**Requirement**:
Reproduce all the material exactly, minus any pictures it holds.

START Information provided

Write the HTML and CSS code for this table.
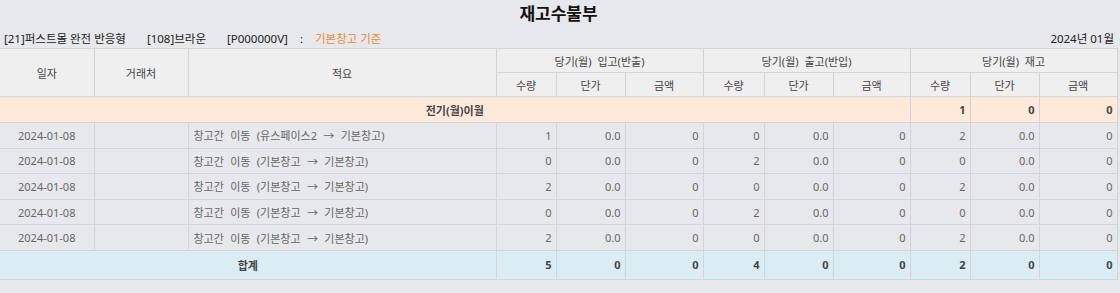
FILE: index.html
```html
<!DOCTYPE html>
<html lang="ko">
<head>
<meta charset="utf-8">
<title>재고수불부</title>
<link rel="stylesheet" href="styles.css">
</head>
<body>
<div class="page">
  <h1 class="title">재고수불부</h1>
  <div class="info">
    <span>[21]퍼스트몰 완전 반응형</span>
    <span class="gap-l">[108]브라운</span>
    <span class="gap-l">[P000000V]</span>
    <span class="gap-s">:</span>
    <span class="gap-s accent">기본창고 기준</span>
    <span class="period">2024년 01월</span>
  </div>
  <table class="ledger">
    <colgroup>
      <col class="w94"><col class="w94"><col class="w308">
      <col class="w60"><col class="w69"><col class="w78">
      <col class="w61"><col class="w69"><col class="w77">
      <col class="w60"><col class="w69"><col class="w78">
    </colgroup>
    <thead>
      <tr class="hr1">
        <th rowspan="2" class="first">일자</th>
        <th rowspan="2">거래처</th>
        <th rowspan="2">적요</th>
        <th colspan="3">당기(월) 입고(반출)</th>
        <th colspan="3">당기(월) 출고(반입)</th>
        <th colspan="3">당기(월) 재고</th>
      </tr>
      <tr class="hr2">
        <th>수량</th><th>단가</th><th>금액</th>
        <th>수량</th><th>단가</th><th>금액</th>
        <th>수량</th><th>단가</th><th>금액</th>
      </tr>
    </thead>
    <tbody>
      <tr class="carry">
        <td colspan="9" class="first center">전기(월)이월</td>
        <td class="num">1</td><td class="num">0</td><td class="num">0</td>
      </tr>
      <tr class="row">
        <td class="first center">2024-01-08</td><td></td><td class="memo">창고간 이동 (유스페이스2 → 기본창고)</td>
        <td class="num">1</td><td class="num">0.0</td><td class="num">0</td>
        <td class="num">0</td><td class="num">0.0</td><td class="num">0</td>
        <td class="num">2</td><td class="num">0.0</td><td class="num">0</td>
      </tr>
      <tr class="row">
        <td class="first center">2024-01-08</td><td></td><td class="memo">창고간 이동 (기본창고 → 기본창고)</td>
        <td class="num">0</td><td class="num">0.0</td><td class="num">0</td>
        <td class="num">2</td><td class="num">0.0</td><td class="num">0</td>
        <td class="num">0</td><td class="num">0.0</td><td class="num">0</td>
      </tr>
      <tr class="row">
        <td class="first center">2024-01-08</td><td></td><td class="memo">창고간 이동 (기본창고 → 기본창고)</td>
        <td class="num">2</td><td class="num">0.0</td><td class="num">0</td>
        <td class="num">0</td><td class="num">0.0</td><td class="num">0</td>
        <td class="num">2</td><td class="num">0.0</td><td class="num">0</td>
      </tr>
      <tr class="row">
        <td class="first center">2024-01-08</td><td></td><td class="memo">창고간 이동 (기본창고 → 기본창고)</td>
        <td class="num">0</td><td class="num">0.0</td><td class="num">0</td>
        <td class="num">2</td><td class="num">0.0</td><td class="num">0</td>
        <td class="num">0</td><td class="num">0.0</td><td class="num">0</td>
      </tr>
      <tr class="row">
        <td class="first center">2024-01-08</td><td></td><td class="memo">창고간 이동 (기본창고 → 기본창고)</td>
        <td class="num">2</td><td class="num">0.0</td><td class="num">0</td>
        <td class="num">0</td><td class="num">0.0</td><td class="num">0</td>
        <td class="num">2</td><td class="num">0.0</td><td class="num">0</td>
      </tr>
      <tr class="total">
        <td colspan="3" class="first center">합계</td>
        <td class="num">5</td><td class="num">0</td><td class="num">0</td>
        <td class="num">4</td><td class="num">0</td><td class="num">0</td>
        <td class="num">2</td><td class="num">0</td><td class="num">0</td>
      </tr>
    </tbody>
  </table>
</div>
</body>
</html>
```

FILE: styles.css
```css
html, body {
  margin: 0;
  padding: 0;
  background: #e6e8eb;
}

body {
  font-family: "Noto Sans", "Noto Sans CJK KR", sans-serif;
  color: #333;
}

.page {
  width: 1117px;
}

.title {
  margin: 0;
  height: 28px;
  line-height: 28px;
  font-size: 17px;
  font-weight: bold;
  text-align: center;
  color: #111;
}

.info {
  display: flex;
  align-items: center;
  height: 20px;
  padding: 0 3px 0 4px;
  font-size: 11.5px;
  color: #222;
}

.gap-l { margin-left: 21px; }
.gap-s { margin-left: 12px; }
.accent { color: #f08a34; }
.period { margin-left: auto; }

.ledger {
  width: 1117px;
  table-layout: fixed;
  border-collapse: collapse;
  font-size: 11px;
}

.w94 { width: 94px; }
.w308 { width: 308px; }
.w60 { width: 60px; }
.w61 { width: 61px; }
.w69 { width: 69px; }
.w77 { width: 77px; }
.w78 { width: 78px; }

.ledger th,
.ledger td {
  border: 1px solid #d3d4d6;
  padding: 0 5px;
  white-space: nowrap;
  overflow: hidden;
}

.ledger th {
  background: #efefef;
  color: #444;
  font-weight: normal;
  font-size: 11px;
  word-spacing: 3px;
  text-align: center;
}

.ledger .first { border-left: 0; }

.hr1 { height: 24px; }
.hr2 { height: 24px; }

.hr2 th:first-child { border-left: 1px solid #d3d4d6; }

.row { height: 25.6px; color: #666; }
.row td { color: #666; }

.carry { height: 26px; background: #ffe9da; }
.carry td { color: #444; font-weight: bold; }

.total { height: 29px; background: #dbedf4; }
.total td { color: #444; font-weight: bold; }

.center { text-align: center; }
.num { text-align: right; }
.ledger td.num { padding-right: 4px; }
.memo { text-align: left; word-spacing: 3.5px; }
```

END Information provided

**Result of the task**:
Write the HTML and CSS code for this table.
FILE: index.html
```html
<!DOCTYPE html>
<html lang="ko">
<head>
<meta charset="utf-8">
<title>재고수불부</title>
<link rel="stylesheet" href="styles.css">
</head>
<body>
<div class="page">
  <h1 class="title">재고수불부</h1>
  <div class="info">
    <span>[21]퍼스트몰 완전 반응형</span>
    <span class="gap-l">[108]브라운</span>
    <span class="gap-l">[P000000V]</span>
    <span class="gap-s">:</span>
    <span class="gap-s accent">기본창고 기준</span>
    <span class="period">2024년 01월</span>
  </div>
  <table class="ledger">
    <colgroup>
      <col class="w94"><col class="w94"><col class="w308">
      <col class="w60"><col class="w69"><col class="w78">
      <col class="w61"><col class="w69"><col class="w77">
      <col class="w60"><col class="w69"><col class="w78">
    </colgroup>
    <thead>
      <tr class="hr1">
        <th rowspan="2" class="first">일자</th>
        <th rowspan="2">거래처</th>
        <th rowspan="2">적요</th>
        <th colspan="3">당기(월) 입고(반출)</th>
        <th colspan="3">당기(월) 출고(반입)</th>
        <th colspan="3">당기(월) 재고</th>
      </tr>
      <tr class="hr2">
        <th>수량</th><th>단가</th><th>금액</th>
        <th>수량</th><th>단가</th><th>금액</th>
        <th>수량</th><th>단가</th><th>금액</th>
      </tr>
    </thead>
    <tbody>
      <tr class="carry">
        <td colspan="9" class="first center">전기(월)이월</td>
        <td class="num">1</td><td class="num">0</td><td class="num">0</td>
      </tr>
      <tr class="row">
        <td class="first center">2024-01-08</td><td></td><td class="memo">창고간 이동 (유스페이스2 → 기본창고)</td>
        <td class="num">1</td><td class="num">0.0</td><td class="num">0</td>
        <td class="num">0</td><td class="num">0.0</td><td class="num">0</td>
        <td class="num">2</td><td class="num">0.0</td><td class="num">0</td>
      </tr>
      <tr class="row">
        <td class="first center">2024-01-08</td><td></td><td class="memo">창고간 이동 (기본창고 → 기본창고)</td>
        <td class="num">0</td><td class="num">0.0</td><td class="num">0</td>
        <td class="num">2</td><td class="num">0.0</td><td class="num">0</td>
        <td class="num">0</td><td class="num">0.0</td><td class="num">0</td>
      </tr>
      <tr class="row">
        <td class="first center">2024-01-08</td><td></td><td class="memo">창고간 이동 (기본창고 → 기본창고)</td>
        <td class="num">2</td><td class="num">0.0</td><td class="num">0</td>
        <td class="num">0</td><td class="num">0.0</td><td class="num">0</td>
        <td class="num">2</td><td class="num">0.0</td><td class="num">0</td>
      </tr>
      <tr class="row">
        <td class="first center">2024-01-08</td><td></td><td class="memo">창고간 이동 (기본창고 → 기본창고)</td>
        <td class="num">0</td><td class="num">0.0</td><td class="num">0</td>
        <td class="num">2</td><td class="num">0.0</td><td class="num">0</td>
        <td class="num">0</td><td class="num">0.0</td><td class="num">0</td>
      </tr>
      <tr class="row">
        <td class="first center">2024-01-08</td><td></td><td class="memo">창고간 이동 (기본창고 → 기본창고)</td>
        <td class="num">2</td><td class="num">0.0</td><td class="num">0</td>
        <td class="num">0</td><td class="num">0.0</td><td class="num">0</td>
        <td class="num">2</td><td class="num">0.0</td><td class="num">0</td>
      </tr>
      <tr class="total">
        <td colspan="3" class="first center">합계</td>
        <td class="num">5</td><td class="num">0</td><td class="num">0</td>
        <td class="num">4</td><td class="num">0</td><td class="num">0</td>
        <td class="num">2</td><td class="num">0</td><td class="num">0</td>
      </tr>
    </tbody>
  </table>
</div>
</body>
</html>
```

FILE: styles.css
```css
html, body {
  margin: 0;
  padding: 0;
  background: #e6e8eb;
}

body {
  font-family: "Noto Sans", "Noto Sans CJK KR", sans-serif;
  color: #333;
}

.page {
  width: 1117px;
}

.title {
  margin: 0;
  height: 28px;
  line-height: 28px;
  font-size: 17px;
  font-weight: bold;
  text-align: center;
  color: #111;
}

.info {
  display: flex;
  align-items: center;
  height: 20px;
  padding: 0 3px 0 4px;
  font-size: 11.5px;
  color: #222;
}

.gap-l { margin-left: 21px; }
.gap-s { margin-left: 12px; }
.accent { color: #f08a34; }
.period { margin-left: auto; }

.ledger {
  width: 1117px;
  table-layout: fixed;
  border-collapse: collapse;
  font-size: 11px;
}

.w94 { width: 94px; }
.w308 { width: 308px; }
.w60 { width: 60px; }
.w61 { width: 61px; }
.w69 { width: 69px; }
.w77 { width: 77px; }
.w78 { width: 78px; }

.ledger th,
.ledger td {
  border: 1px solid #d3d4d6;
  padding: 0 5px;
  white-space: nowrap;
  overflow: hidden;
}

.ledger th {
  background: #efefef;
  color: #444;
  font-weight: normal;
  font-size: 11px;
  word-spacing: 3px;
  text-align: center;
}

.ledger .first { border-left: 0; }

.hr1 { height: 24px; }
.hr2 { height: 24px; }

.hr2 th:first-child { border-left: 1px solid #d3d4d6; }

.row { height: 25.6px; color: #666; }
.row td { color: #666; }

.carry { height: 26px; background: #ffe9da; }
.carry td { color: #444; font-weight: bold; }

.total { height: 29px; background: #dbedf4; }
.total td { color: #444; font-weight: bold; }

.center { text-align: center; }
.num { text-align: right; }
.ledger td.num { padding-right: 4px; }
.memo { text-align: left; word-spacing: 3.5px; }
```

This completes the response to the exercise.